We sat and listened to the rain on the roof of the car. The kid was right, of course. Being gay would make her doubly different. M. and I talk a lot about how being different isn’t bad, how everyone is different in their own (often hidden) ways, how differences are often really special and wonderful things. But while that’s all lovely and true and politically correct, it’s equally true that we are social creatures. We all need to connect, to fit in, to have a secure place in the tribe. M. is well aware of this.
“OK,” I said. “That makes sense to me. But you also don’t have to decide yet if you’re gay or not. You won’t get married for real for quite a while. For now, you can just marry every boy at school!”
We giggled and unbuckled and headed for her classroom.
About a month ago, on a rainy Friday evening drive home from school, the car was dark and quiet, both of us worn out after a long week.
Half-way home, a question came from the darkness behind me:
“Mama, is there a school I could go to where everyone is transgender?”
I’m pretty sure she has never said anything that made me feel sadder. If I were a crier, I’d have started sobbing. I was just glad that M. couldn’t see my face. She doesn’t need to bear her mother’s sorrow; she needs my help in bearing her own. I pulled myself together and became the parent I thought she needed: A plucky problem-solver. “You know, honey, I don’t think there are schools like that. But what if we started a play group for kids like you? How about that?”
“Yessss!!!!” Her little feet pummeled the back of my seat in excitement. “ALL the other kids would be transgender too! Can we do it tomorrow?”
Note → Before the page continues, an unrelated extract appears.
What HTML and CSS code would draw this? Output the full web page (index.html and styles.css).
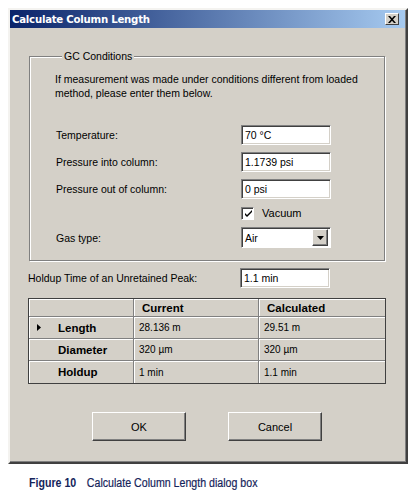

We drove home through the rain making plans: Who should come, where we’d meet, what games they would play. We agreed to invite the kids we’d met through our support group.
“What should we call the group?” I asked. “You’re starting the group, so I think you should name it.”
“How about… The True Self Play Group. With pizza. LOTS of pizza.”
The True Self Play Group will have its first meeting in a few weeks. M. is literally counting the days. (“Is it 20 or 21 days away, Mama?”)
I am awash in love, hope, and fear, my friends. (But perhaps that’s just what it is to be a parent?)